» **PROBLEM DESCRIPTION**
Wherever the string "React" appears in the listing, copy that line.

» **SOURCE EXCERPT**
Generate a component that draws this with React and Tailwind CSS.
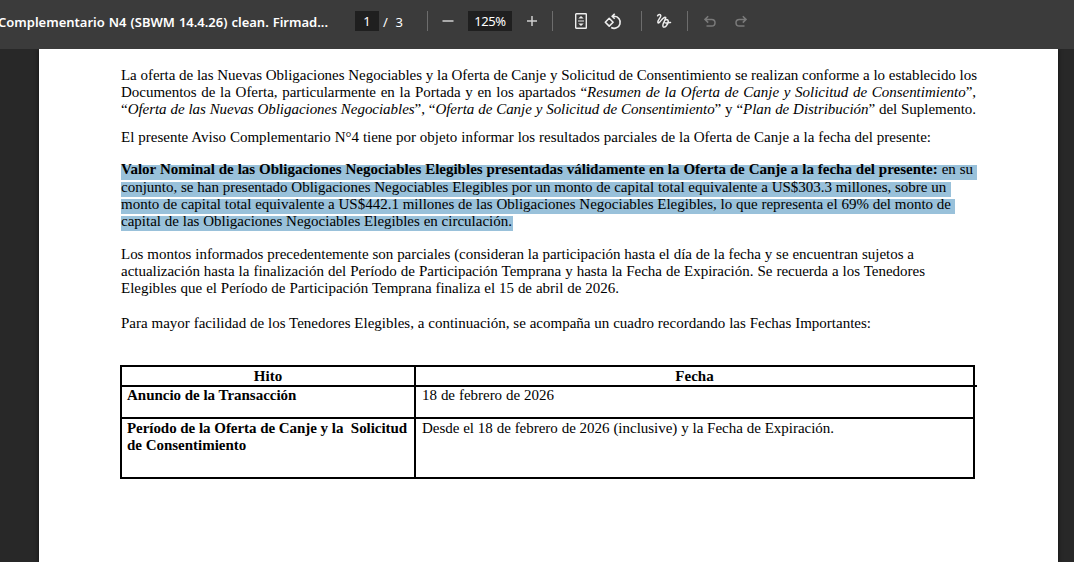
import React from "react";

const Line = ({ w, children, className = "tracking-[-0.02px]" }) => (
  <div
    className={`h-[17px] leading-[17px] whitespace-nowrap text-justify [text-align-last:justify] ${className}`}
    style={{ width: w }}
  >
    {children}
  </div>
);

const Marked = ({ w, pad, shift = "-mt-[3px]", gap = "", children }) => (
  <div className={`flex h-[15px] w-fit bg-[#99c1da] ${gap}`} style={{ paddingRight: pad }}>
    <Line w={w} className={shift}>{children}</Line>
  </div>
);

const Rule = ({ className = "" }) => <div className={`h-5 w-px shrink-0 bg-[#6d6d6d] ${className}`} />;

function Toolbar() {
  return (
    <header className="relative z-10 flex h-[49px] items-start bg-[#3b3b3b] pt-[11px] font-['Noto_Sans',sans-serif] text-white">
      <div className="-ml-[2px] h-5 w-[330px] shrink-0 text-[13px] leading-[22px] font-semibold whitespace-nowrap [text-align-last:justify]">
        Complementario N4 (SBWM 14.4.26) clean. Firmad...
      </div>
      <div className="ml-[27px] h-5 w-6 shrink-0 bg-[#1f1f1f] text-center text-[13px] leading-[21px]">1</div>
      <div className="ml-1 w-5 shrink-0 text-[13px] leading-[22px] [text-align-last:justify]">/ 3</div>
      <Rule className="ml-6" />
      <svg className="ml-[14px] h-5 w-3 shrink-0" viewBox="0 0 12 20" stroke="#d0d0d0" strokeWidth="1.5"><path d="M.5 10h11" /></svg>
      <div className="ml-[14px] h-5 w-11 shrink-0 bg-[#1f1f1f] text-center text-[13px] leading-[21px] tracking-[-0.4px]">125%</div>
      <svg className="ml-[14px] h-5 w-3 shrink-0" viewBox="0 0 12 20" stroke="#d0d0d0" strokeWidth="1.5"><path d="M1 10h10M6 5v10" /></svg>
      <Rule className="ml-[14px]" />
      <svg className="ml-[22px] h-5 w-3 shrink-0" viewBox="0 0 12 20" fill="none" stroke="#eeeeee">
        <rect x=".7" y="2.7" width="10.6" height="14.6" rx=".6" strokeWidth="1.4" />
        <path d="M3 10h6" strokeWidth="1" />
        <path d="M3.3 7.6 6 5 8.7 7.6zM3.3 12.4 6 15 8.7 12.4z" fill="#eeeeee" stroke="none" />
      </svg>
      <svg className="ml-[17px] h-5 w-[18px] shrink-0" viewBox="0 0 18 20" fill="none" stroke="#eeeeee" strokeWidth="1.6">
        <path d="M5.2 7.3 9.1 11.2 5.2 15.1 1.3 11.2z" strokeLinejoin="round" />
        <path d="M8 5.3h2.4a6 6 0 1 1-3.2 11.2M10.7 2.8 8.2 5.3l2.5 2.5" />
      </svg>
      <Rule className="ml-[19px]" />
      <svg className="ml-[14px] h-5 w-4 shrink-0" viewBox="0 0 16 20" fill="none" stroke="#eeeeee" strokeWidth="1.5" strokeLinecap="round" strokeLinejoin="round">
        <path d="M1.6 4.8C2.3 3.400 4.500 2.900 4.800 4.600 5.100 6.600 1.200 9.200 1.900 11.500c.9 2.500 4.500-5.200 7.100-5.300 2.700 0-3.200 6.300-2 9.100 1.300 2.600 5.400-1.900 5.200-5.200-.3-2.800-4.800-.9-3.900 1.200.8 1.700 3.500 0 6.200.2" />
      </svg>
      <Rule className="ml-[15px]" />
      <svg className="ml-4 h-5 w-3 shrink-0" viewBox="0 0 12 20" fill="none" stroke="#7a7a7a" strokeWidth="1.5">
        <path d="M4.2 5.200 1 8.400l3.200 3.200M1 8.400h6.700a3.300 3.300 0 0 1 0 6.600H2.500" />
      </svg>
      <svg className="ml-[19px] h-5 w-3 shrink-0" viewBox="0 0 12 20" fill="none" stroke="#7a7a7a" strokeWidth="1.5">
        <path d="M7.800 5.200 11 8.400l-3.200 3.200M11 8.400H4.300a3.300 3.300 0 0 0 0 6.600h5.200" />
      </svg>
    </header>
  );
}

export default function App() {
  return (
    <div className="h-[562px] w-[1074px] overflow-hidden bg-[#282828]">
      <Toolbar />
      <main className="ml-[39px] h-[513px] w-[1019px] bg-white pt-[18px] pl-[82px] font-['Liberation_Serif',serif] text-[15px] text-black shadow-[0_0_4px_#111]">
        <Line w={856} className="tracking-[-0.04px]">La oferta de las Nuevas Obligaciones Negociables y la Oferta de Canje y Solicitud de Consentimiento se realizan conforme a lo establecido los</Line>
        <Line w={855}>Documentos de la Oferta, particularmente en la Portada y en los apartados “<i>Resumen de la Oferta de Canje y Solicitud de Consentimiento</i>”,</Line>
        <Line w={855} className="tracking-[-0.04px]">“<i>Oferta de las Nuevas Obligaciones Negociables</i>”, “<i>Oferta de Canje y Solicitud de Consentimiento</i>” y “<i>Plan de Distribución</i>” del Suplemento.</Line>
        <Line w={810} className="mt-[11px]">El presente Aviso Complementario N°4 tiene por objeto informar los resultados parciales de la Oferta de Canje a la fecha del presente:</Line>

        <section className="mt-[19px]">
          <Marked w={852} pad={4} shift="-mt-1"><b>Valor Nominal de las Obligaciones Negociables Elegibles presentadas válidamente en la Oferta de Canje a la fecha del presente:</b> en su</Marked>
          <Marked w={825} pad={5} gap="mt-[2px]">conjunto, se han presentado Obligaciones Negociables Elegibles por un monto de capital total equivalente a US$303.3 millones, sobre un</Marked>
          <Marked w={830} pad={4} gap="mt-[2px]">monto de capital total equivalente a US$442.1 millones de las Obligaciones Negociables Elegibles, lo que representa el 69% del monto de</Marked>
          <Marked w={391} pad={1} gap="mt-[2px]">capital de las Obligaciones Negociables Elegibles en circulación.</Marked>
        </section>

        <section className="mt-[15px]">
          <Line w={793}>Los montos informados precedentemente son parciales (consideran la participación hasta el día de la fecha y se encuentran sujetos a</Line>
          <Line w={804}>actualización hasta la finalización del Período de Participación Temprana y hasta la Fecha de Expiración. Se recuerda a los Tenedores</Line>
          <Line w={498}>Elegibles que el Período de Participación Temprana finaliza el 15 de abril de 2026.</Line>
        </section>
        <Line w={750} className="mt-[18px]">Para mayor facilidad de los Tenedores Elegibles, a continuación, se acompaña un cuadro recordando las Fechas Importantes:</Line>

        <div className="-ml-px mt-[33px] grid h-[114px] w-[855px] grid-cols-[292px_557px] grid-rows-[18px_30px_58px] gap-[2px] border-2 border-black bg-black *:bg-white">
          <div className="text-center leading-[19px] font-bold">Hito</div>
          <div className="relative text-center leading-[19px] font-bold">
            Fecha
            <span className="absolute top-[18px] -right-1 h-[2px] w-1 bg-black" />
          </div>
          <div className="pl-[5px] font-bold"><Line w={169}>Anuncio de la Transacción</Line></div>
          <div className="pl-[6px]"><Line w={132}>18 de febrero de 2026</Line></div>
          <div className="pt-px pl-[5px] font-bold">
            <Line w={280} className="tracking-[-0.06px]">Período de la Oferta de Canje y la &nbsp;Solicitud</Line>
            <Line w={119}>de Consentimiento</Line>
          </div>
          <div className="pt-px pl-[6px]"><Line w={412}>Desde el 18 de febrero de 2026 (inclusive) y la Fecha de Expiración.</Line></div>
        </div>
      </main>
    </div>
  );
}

» **RIGHT ANSWER**
Generate a component that draws this with React and Tailwind CSS.
import React from "react";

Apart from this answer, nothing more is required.